(Front-end source files)
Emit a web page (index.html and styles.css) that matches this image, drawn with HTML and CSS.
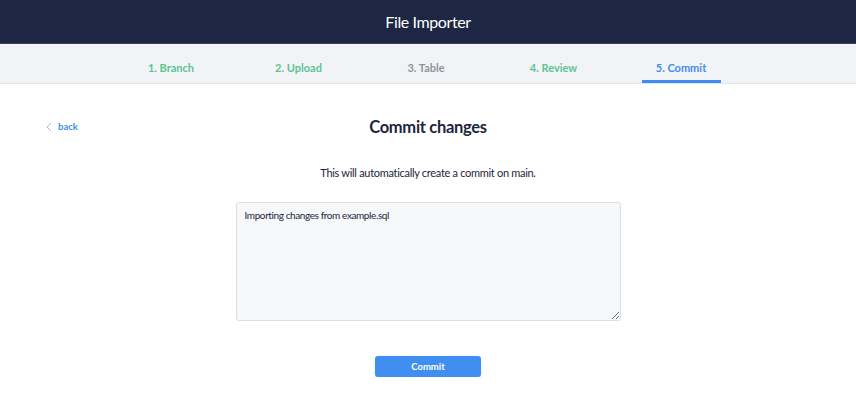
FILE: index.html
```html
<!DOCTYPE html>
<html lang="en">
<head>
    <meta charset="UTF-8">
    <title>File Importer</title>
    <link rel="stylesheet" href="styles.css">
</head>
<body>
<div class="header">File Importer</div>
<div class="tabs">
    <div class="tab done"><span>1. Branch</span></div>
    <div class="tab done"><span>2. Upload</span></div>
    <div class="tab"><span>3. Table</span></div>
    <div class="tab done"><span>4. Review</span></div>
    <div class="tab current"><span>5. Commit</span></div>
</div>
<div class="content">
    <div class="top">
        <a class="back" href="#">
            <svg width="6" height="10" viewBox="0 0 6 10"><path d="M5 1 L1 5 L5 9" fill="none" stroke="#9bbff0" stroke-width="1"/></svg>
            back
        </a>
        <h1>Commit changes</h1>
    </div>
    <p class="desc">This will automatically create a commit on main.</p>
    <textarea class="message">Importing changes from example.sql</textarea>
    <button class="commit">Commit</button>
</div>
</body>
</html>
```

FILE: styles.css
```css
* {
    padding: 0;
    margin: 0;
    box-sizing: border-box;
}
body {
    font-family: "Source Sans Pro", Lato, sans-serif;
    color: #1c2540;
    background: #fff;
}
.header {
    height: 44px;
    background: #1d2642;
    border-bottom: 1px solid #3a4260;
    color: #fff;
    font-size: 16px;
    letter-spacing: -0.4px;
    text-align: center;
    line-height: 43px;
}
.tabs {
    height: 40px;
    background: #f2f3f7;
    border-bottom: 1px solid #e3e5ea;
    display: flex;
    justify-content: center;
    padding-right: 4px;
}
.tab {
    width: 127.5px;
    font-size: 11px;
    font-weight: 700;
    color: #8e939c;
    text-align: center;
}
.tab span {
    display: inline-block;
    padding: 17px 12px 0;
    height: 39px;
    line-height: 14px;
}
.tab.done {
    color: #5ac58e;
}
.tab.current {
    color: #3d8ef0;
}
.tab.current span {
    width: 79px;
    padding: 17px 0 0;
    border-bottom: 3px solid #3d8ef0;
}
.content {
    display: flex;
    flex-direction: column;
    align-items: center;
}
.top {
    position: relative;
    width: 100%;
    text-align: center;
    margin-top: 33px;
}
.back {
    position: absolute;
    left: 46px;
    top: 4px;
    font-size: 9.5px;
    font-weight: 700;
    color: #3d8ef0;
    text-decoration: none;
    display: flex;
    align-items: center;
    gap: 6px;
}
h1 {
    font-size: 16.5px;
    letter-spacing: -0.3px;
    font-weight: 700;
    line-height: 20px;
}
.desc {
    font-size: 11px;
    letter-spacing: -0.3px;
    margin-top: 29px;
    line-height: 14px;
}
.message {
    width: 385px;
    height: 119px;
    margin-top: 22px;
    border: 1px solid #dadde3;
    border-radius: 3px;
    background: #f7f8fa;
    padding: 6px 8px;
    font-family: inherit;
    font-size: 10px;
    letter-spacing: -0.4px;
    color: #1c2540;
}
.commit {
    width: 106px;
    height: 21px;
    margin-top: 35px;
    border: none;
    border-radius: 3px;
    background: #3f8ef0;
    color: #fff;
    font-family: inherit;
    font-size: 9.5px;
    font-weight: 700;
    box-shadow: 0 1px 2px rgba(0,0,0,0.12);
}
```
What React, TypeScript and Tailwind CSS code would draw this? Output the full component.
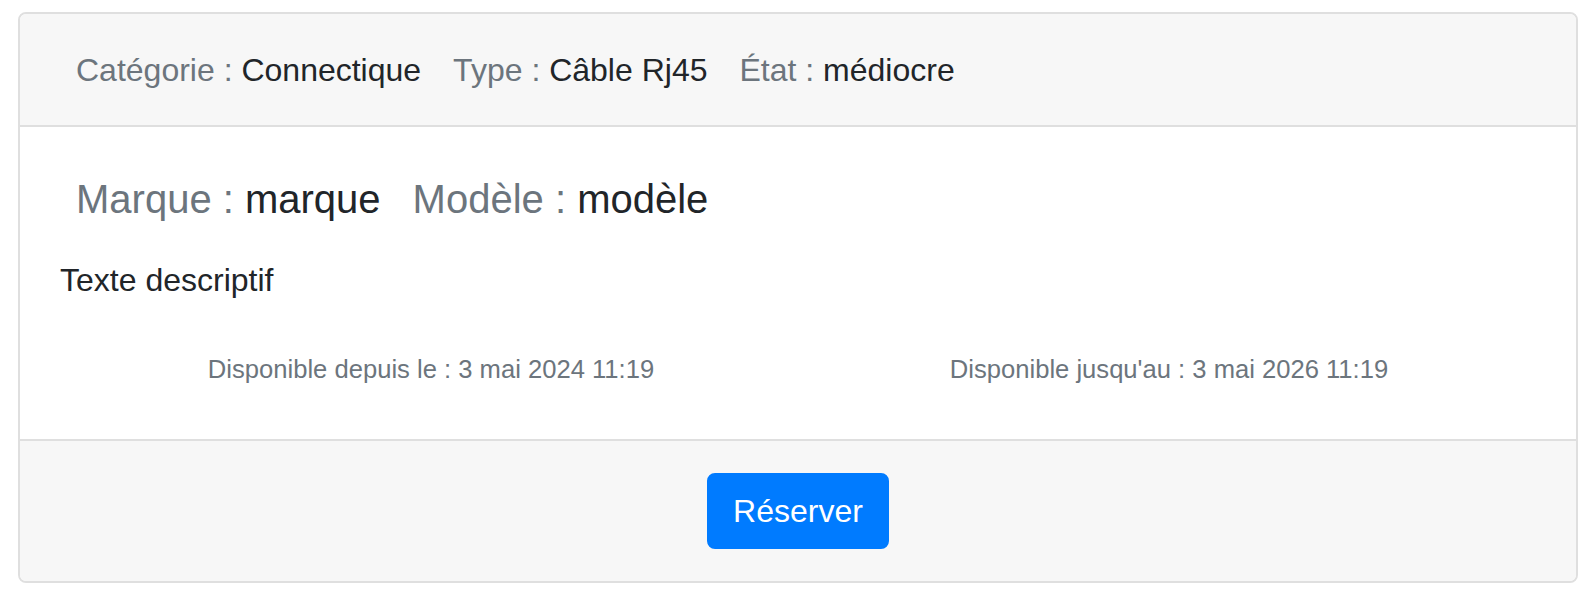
* * *
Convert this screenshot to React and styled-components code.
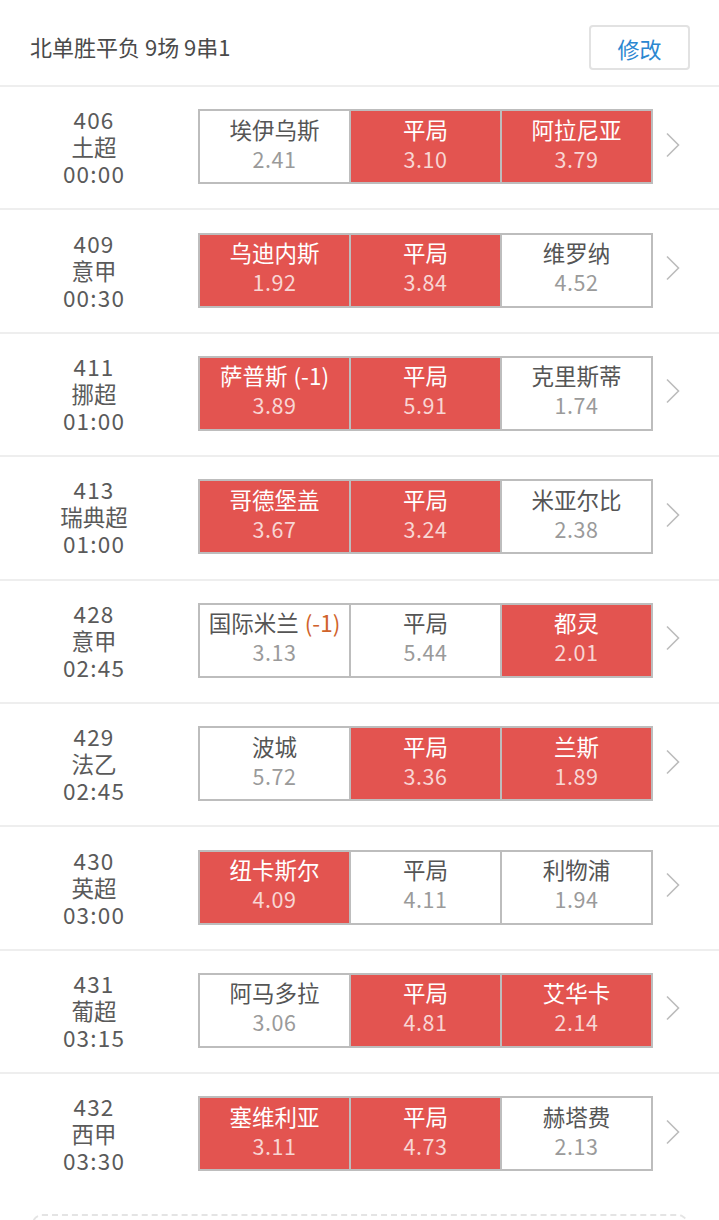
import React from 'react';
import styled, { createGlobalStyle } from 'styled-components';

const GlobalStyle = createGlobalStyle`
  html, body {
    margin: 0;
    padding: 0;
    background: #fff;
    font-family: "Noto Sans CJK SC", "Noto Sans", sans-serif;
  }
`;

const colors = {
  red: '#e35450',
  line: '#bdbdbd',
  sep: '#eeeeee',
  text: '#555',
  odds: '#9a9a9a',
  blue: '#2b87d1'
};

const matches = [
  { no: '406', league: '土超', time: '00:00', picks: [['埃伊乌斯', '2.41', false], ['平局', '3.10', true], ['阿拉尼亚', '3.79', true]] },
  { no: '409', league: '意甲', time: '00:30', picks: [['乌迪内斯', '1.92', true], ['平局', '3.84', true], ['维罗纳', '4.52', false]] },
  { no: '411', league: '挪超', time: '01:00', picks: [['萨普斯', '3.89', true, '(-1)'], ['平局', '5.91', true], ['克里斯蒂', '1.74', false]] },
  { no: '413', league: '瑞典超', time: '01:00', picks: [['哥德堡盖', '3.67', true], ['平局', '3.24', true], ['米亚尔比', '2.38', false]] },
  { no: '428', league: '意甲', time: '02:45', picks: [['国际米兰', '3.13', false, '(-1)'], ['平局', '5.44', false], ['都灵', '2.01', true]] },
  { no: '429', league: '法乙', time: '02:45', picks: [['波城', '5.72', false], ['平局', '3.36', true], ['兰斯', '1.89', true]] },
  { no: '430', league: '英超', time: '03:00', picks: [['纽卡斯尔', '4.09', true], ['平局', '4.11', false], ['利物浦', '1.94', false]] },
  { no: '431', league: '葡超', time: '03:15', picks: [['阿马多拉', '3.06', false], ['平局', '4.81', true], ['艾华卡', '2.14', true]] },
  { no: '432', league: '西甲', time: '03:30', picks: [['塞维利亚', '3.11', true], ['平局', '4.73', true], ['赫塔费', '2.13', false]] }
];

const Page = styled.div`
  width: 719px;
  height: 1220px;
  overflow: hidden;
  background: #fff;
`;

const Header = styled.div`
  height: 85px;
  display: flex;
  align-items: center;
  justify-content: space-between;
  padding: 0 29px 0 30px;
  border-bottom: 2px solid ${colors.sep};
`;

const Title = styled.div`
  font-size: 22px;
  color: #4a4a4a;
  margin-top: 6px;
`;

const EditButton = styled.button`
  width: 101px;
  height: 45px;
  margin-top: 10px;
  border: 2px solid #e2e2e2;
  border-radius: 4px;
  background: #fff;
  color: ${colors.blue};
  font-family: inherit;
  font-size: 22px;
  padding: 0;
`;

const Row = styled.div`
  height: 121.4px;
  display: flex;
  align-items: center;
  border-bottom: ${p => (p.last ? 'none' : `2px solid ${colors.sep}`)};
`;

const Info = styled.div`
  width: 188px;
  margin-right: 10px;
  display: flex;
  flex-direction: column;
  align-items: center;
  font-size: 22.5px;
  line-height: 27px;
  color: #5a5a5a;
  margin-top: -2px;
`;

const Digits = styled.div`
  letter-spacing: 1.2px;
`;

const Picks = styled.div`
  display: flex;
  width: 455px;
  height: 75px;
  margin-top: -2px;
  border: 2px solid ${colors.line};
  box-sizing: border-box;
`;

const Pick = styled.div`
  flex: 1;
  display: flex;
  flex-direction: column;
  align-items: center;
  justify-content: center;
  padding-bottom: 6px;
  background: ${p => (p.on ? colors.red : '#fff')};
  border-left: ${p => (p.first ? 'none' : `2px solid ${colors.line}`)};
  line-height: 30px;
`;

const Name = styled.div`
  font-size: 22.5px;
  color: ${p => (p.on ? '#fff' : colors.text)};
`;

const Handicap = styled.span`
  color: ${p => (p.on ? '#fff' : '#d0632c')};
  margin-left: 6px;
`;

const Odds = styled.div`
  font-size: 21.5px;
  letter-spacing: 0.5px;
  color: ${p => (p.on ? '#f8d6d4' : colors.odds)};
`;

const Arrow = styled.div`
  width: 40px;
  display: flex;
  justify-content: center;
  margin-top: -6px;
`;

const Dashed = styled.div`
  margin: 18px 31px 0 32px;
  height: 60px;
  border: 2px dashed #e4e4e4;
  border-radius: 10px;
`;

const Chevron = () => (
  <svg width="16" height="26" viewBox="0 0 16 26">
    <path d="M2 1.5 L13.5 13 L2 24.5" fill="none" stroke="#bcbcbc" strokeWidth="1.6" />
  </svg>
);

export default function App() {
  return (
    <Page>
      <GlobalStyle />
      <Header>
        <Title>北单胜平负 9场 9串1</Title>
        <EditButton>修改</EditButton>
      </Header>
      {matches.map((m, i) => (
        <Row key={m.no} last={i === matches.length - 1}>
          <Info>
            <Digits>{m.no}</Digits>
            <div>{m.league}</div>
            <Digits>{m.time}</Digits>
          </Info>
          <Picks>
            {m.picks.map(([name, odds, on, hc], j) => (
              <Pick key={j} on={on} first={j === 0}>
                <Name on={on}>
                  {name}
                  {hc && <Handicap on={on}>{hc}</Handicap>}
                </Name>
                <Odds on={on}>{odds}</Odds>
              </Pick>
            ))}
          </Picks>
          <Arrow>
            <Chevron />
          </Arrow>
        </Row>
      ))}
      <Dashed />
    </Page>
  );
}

**Instructions to follow**
Using the listing, collect all lines in which the string "matches" is found.

**Solution for this exercise**
Emit a web page (index.html and styles.css) that matches this image, drawn with HTML and CSS.
const matches = [
      {matches.map((m, i) => (
        <Row key={m.no} last={i === matches.length - 1}>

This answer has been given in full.